Quinn was aged 29 at the time of the rape but had been a sex offender from the age of 12.

Andrew Malkinson, 60, had his conviction quashed by the Court of Appeal in July 2023 after DNA evidence linked Quinn to the crime. Malkinson spent 17 years behind bars for the brutal 2003 attack on a 33-year-old woman in Greater Manchester, who had picked him out from a police lineup.

Malkinson, who was working as a security guard at a local shopping center at the time of the attack, was found guilty in 2004 and sentenced to a life sentence, with a minimum term of seven years. He always maintained his innocence and as a result served ten years more in jail than the minimum sanctioned by the judge in the case. He was eventually released from prison in 2020, but his name remained on Britain’s sex offenders register.

Malkinson voiced his fury at the fact that Quinn did not get a life sentence.

“I hope that this man does not get parole and that he serves longer than me," he said in a statement released through Appeal, a U.K. charity that campaigns against wrongful convictions. “Anything less is not justice.”

Advancements in genetic technology allowed Malkinson’s legal team and Appeal to find Quinn’s DNA on fragments of the victim’s clothing.

Malkinson is seeking recompense from British authorities for the time he spent in prison and has mulled whether the victim had been unduly pressured by police during the lineup.

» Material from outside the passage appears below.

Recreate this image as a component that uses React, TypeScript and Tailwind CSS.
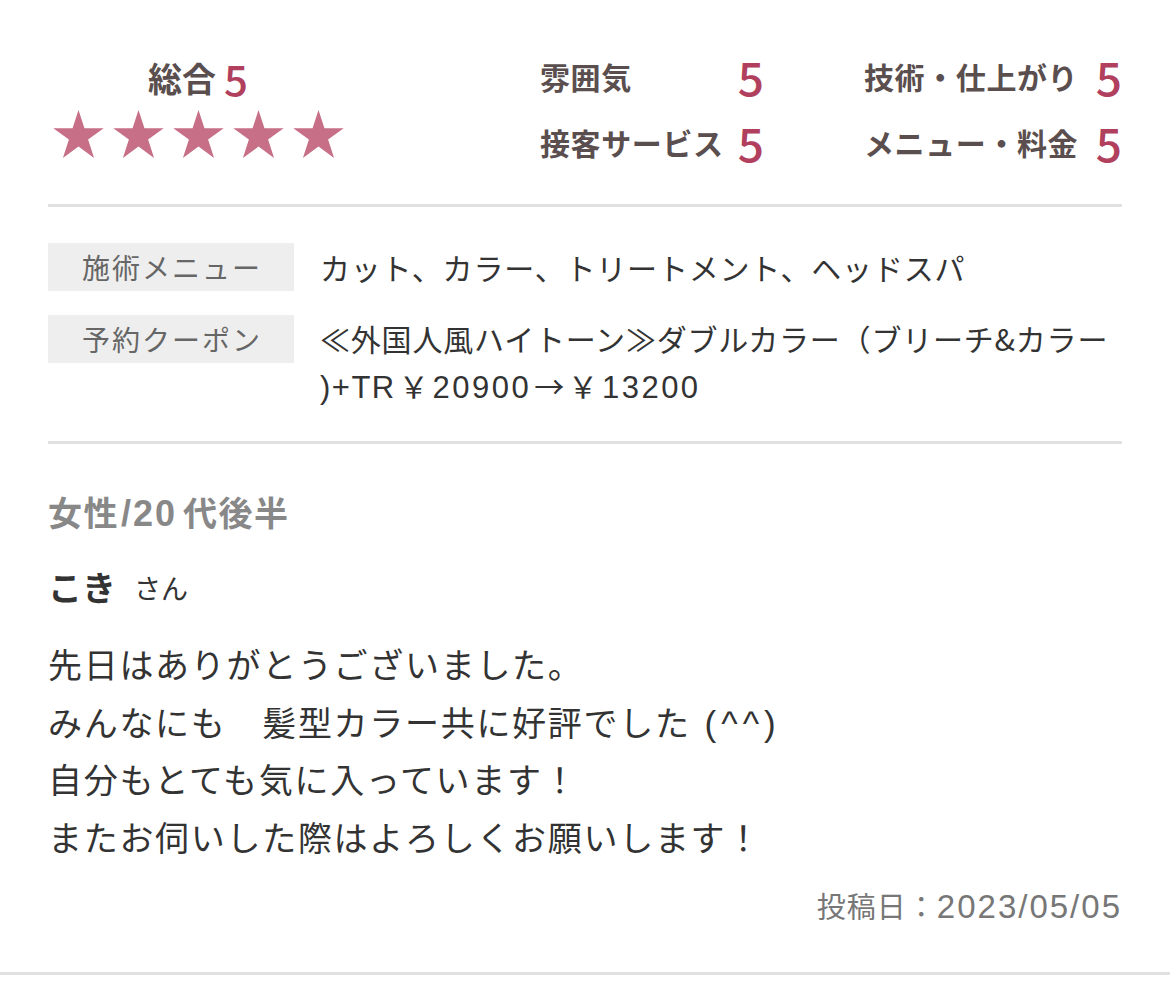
import React from "react";

const FONT = { fontFamily: '"Noto Sans CJK JP", "Noto Sans", sans-serif' };

const Star = () => (
  <svg width="51" height="48" viewBox="0 0 51 48">
    <polygon
      points="25.5,0 31.44,18.33 50.7,18.31 35.1,29.62 41.08,47.94 25.5,36.6 9.92,47.94 15.9,29.62 0.3,18.31 19.56,18.33"
      fill="#c66f86"
    />
  </svg>
);

const Score = ({ label }: { label: string }) => (
  <div className="flex h-[44px] items-center justify-between">
    <span className="text-[30px] font-bold leading-none tracking-[0.6px] text-[#5a4e4e]">{label}</span>
    <span className="text-[46px] font-medium leading-none text-[#b0405d]">5</span>
  </div>
);

export default function App() {
  return (
    <div className="min-h-[983px] w-[1170px] bg-white" style={FONT}>
      <div className="px-[48px]">
        {/* top ratings */}
        <div className="flex items-start justify-between pt-[54px] pb-[40px]">
          <div className="flex w-[300px] flex-col items-center pt-[4px]">
            <div className="flex h-[40px] items-center">
              <span className="text-[34px] font-bold leading-none text-[#5a4e4e]">総合</span>
              <span className="ml-[8px] text-[42px] font-medium leading-none text-[#b0405d]">5</span>
            </div>
            <div className="mt-[12px] flex gap-[9px]">
              <Star />
              <Star />
              <Star />
              <Star />
              <Star />
            </div>
          </div>
          <div className="grid grid-cols-[224px_258px] gap-x-[100px] gap-y-[22px]">
            <Score label="雰囲気" />
            <Score label="技術・仕上がり" />
            <Score label="接客サービス" />
            <Score label="メニュー・料金" />
          </div>
        </div>
        <div className="h-[3px] bg-[#e0e0e0]" />

        {/* menu & coupon */}
        <div className="flex flex-col gap-[24px] pt-[36px] pb-[32px]">
          <div className="flex items-start">
            <div className="flex h-[48px] w-[246px] shrink-0 items-center justify-center bg-[#eeeeee] pl-[2px] text-[28px] leading-none tracking-[2px] text-[#666]">
              施術メニュー
            </div>
            <div className="ml-[26px] h-[48px] text-[30px] leading-[48px] tracking-[0.8px] text-[#333]">
              カット、カラー、トリートメント、ヘッドスパ
            </div>
          </div>
          <div className="flex items-start">
            <div className="flex h-[48px] w-[246px] shrink-0 items-center justify-center bg-[#eeeeee] pl-[2px] text-[28px] leading-none tracking-[2px] text-[#666]">
              予約クーポン
            </div>
            <div className="ml-[26px] text-[30px] leading-[47px] tracking-[0.8px] text-[#333]">
              <div className="h-[47px] whitespace-nowrap">≪外国人風ハイトーン≫ダブルカラー（ブリーチ&amp;カラー</div>
              <div className="h-[47px] whitespace-nowrap">
                <span className="font-['Liberation_Sans'] text-[31px] leading-none tracking-[1.5px]">)+TR</span>
                <span className="mx-[3px] leading-none">￥</span>
                <span className="font-['Liberation_Sans'] text-[31px] leading-none tracking-[2.5px]">20900</span>
                <span className="mx-[3px] leading-none">→</span>
                <span className="mr-[3px] leading-none">￥</span>
                <span className="font-['Liberation_Sans'] text-[31px] leading-none tracking-[2.5px]">13200</span>
              </div>
            </div>
          </div>
        </div>
        <div className="h-[3px] bg-[#e0e0e0]" />

        {/* review */}
        <div className="flex flex-col pt-[46px] pb-[47px]">
          <div className="h-[44px] whitespace-nowrap text-[34px] font-bold leading-[44px] tracking-[1.5px] text-[#888]">
            <span>女性</span>
            <span className="ml-[2px] font-['Liberation_Sans'] text-[36px] leading-none tracking-[2px]">/20</span>
            <span className="ml-[6px]">代後半</span>
          </div>
          <div className="mt-[31px] flex h-[44px] items-center">
            <span className="text-[34px] font-bold leading-none text-[#333]">こき</span>
            <span className="ml-[18px] text-[27px] leading-none text-[#333]">さん</span>
          </div>
          <div className="mt-[26px] text-[34px] leading-[57.7px] tracking-[1.7px] text-[#333]">
            <div className="h-[57.7px]">先日はありがとうございました。</div>
            <div className="h-[57.7px] whitespace-nowrap">
              みんなにも　髪型カラー共に好評でした
              <span className="ml-[14px] font-['Liberation_Sans'] text-[35px] leading-none tracking-[5px]">(^^)</span>
            </div>
            <div className="h-[57.7px]">自分もとても気に入っています！</div>
            <div className="h-[57.7px]">またお伺いした際はよろしくお願いします！</div>
          </div>
          <div className="mt-[19px] h-[40px] whitespace-nowrap text-right text-[29px] leading-[40px] tracking-[1px] text-[#777]">
            <span>投稿日：</span>
            <span className="font-['Liberation_Sans'] text-[33px] leading-none tracking-[2px]">2023/05/05</span>
          </div>
        </div>
      </div>
      <div className="h-[3px] bg-[#e0e0e0]" />
    </div>
  );
}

“While Andy is relieved this chapter of his ordeal is now closed, it is not the end of this matter as far as he is concerned,” said Toby Wilton, of law firm Hickman & Rose, which represents Malkinson.

Fallout from the case continues, with a public inquiry now underway after a 2024 review found failings that could have exonerated Malkinson a decade before he was eventually released.

Five former Greater Manchester Police officers, and one currently serving with the force, are under investigation while two top officials at the body that assesses potential miscarriages of justice have resigned.

The police force has since apologized to Malkinson.

“We know this outcome has come two decades too late for those impacted by this case," said Detective Chief Superintendent Rebecca McKendrick, the senior investigating officer on the case. “However, we will not allow time to be a barrier to justice for anyone who has further information about Paul Quinn and any further potential sexual offending.”